**TO BE DONE:** Work through the data below and give the number of lines holding "screenshot", nothing more.

**DATASET CONTENT:**
** begin **
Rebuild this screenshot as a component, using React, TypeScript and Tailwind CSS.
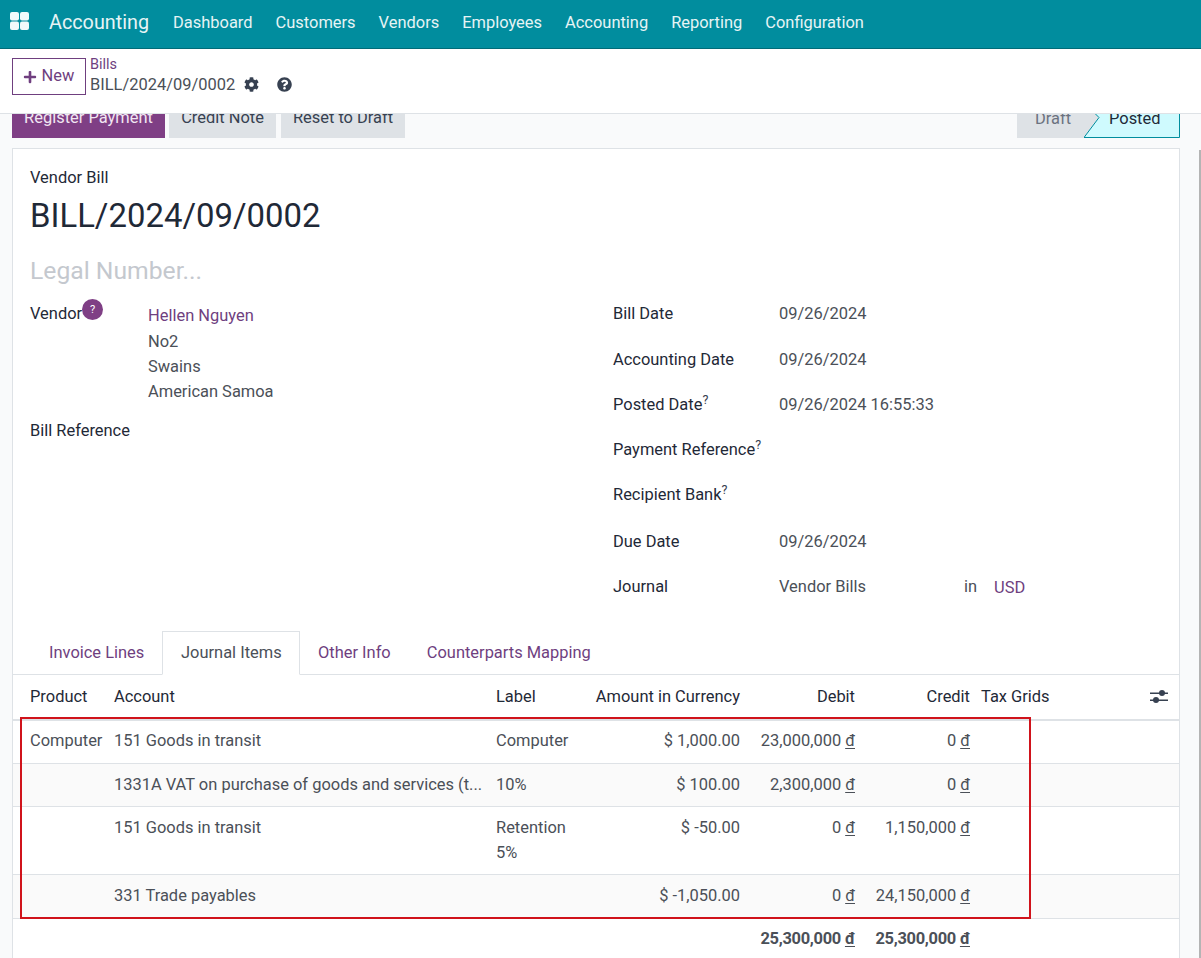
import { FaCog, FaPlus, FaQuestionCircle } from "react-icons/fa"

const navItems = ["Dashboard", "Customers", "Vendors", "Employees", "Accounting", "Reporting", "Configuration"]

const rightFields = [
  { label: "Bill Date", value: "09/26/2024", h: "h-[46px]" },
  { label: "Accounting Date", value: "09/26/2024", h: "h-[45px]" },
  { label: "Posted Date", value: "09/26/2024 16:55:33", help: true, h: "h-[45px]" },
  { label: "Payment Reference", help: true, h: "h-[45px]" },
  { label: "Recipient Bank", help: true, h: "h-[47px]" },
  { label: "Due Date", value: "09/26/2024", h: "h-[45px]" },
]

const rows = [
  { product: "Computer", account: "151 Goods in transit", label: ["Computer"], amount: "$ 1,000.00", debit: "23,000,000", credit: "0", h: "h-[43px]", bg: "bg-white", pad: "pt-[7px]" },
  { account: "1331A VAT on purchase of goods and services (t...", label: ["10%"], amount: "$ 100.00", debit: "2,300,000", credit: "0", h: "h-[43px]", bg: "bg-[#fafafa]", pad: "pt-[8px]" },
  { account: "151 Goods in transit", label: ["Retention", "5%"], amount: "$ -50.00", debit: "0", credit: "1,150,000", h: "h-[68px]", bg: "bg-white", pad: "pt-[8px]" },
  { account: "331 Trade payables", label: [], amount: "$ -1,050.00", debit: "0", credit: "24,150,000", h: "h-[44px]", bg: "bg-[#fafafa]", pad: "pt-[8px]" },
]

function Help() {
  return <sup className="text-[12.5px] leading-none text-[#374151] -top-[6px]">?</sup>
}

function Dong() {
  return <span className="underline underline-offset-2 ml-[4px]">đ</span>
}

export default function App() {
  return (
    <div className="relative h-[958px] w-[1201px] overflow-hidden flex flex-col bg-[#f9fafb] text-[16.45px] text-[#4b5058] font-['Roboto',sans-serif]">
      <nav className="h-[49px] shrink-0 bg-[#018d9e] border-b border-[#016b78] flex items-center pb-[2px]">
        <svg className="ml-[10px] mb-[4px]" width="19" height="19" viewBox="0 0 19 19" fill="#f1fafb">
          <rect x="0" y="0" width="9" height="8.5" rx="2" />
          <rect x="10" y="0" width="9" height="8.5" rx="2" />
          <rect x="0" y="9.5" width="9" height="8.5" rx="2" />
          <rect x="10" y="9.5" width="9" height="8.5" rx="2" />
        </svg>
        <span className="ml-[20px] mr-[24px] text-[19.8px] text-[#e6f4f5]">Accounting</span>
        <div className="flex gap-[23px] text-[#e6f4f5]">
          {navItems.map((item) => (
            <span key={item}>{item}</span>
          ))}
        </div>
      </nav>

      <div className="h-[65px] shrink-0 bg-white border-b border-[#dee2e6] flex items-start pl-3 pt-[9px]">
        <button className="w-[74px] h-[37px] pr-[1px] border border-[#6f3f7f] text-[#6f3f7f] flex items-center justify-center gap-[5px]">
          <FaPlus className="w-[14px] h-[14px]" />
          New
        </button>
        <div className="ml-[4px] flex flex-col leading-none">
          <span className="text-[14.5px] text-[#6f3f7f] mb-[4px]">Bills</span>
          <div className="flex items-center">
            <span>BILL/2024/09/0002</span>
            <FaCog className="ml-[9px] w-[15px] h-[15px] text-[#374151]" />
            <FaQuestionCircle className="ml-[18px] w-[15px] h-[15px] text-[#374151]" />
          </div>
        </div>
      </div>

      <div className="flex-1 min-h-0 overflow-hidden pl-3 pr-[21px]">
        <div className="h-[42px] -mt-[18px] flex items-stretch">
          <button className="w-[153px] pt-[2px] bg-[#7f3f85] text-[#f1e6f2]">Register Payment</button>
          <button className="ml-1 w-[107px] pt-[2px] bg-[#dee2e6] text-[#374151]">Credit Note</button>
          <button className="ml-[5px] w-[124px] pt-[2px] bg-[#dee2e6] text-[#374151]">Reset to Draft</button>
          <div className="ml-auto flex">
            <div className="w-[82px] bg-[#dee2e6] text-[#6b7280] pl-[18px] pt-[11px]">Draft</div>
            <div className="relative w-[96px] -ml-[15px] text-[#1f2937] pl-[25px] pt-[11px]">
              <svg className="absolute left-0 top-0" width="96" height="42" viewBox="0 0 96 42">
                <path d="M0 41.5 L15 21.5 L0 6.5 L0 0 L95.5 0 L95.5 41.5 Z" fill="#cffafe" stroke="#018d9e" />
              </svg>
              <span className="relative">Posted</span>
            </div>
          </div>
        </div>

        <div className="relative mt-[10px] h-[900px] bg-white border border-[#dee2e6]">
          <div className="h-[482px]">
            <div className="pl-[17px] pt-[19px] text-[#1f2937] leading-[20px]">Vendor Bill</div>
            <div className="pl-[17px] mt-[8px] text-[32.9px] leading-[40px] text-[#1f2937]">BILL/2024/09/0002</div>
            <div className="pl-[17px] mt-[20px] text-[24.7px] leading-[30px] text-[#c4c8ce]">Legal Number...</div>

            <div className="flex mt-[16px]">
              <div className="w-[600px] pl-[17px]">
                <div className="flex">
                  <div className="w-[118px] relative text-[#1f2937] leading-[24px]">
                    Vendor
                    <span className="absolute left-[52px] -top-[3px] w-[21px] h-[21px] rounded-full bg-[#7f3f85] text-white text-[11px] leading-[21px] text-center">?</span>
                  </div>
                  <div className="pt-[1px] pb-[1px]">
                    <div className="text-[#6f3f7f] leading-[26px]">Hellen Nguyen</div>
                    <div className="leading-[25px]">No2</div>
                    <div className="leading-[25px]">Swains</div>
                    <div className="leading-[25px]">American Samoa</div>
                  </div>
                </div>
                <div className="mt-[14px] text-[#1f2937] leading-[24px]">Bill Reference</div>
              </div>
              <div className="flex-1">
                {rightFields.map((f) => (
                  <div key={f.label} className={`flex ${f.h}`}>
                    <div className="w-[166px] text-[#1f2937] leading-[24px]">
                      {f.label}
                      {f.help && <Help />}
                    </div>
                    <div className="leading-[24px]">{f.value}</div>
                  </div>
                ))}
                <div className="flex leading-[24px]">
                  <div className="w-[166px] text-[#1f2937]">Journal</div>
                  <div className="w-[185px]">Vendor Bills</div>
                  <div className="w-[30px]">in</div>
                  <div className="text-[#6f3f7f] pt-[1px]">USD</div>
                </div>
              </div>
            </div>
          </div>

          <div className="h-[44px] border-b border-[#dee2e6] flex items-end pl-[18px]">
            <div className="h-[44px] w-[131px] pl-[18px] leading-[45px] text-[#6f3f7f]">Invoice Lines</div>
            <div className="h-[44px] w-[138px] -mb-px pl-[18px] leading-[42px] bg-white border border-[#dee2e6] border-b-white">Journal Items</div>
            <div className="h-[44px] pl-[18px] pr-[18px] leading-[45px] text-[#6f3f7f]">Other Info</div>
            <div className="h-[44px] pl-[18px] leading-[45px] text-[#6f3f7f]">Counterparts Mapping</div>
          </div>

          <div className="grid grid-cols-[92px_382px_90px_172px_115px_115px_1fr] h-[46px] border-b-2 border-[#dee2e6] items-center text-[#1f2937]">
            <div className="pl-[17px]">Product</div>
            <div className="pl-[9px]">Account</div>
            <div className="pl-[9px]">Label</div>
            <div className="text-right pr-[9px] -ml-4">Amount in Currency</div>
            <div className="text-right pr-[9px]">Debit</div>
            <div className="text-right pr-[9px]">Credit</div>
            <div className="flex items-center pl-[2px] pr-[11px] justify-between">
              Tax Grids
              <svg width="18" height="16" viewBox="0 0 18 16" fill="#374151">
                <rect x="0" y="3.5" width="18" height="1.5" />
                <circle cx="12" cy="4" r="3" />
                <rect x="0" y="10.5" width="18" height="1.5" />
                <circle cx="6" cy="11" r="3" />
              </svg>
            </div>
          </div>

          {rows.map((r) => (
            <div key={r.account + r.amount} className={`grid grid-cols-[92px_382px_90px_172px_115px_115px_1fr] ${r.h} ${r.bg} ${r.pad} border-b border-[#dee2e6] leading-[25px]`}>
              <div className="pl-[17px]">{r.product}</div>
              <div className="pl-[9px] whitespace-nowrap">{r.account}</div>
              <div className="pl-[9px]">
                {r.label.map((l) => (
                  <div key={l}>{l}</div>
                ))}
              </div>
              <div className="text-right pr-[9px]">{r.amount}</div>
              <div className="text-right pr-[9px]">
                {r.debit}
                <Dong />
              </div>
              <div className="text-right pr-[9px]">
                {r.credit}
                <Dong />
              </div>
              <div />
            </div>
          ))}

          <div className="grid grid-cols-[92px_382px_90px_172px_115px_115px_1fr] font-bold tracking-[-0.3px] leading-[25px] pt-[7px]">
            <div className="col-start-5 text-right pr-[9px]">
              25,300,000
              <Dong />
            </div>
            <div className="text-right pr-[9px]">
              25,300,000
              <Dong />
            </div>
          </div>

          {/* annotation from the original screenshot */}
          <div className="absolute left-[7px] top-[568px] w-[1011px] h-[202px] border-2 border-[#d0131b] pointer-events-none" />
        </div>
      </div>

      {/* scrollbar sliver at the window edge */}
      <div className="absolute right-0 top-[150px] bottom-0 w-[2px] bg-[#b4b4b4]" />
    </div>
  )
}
** end **
**SOLUTION:** 2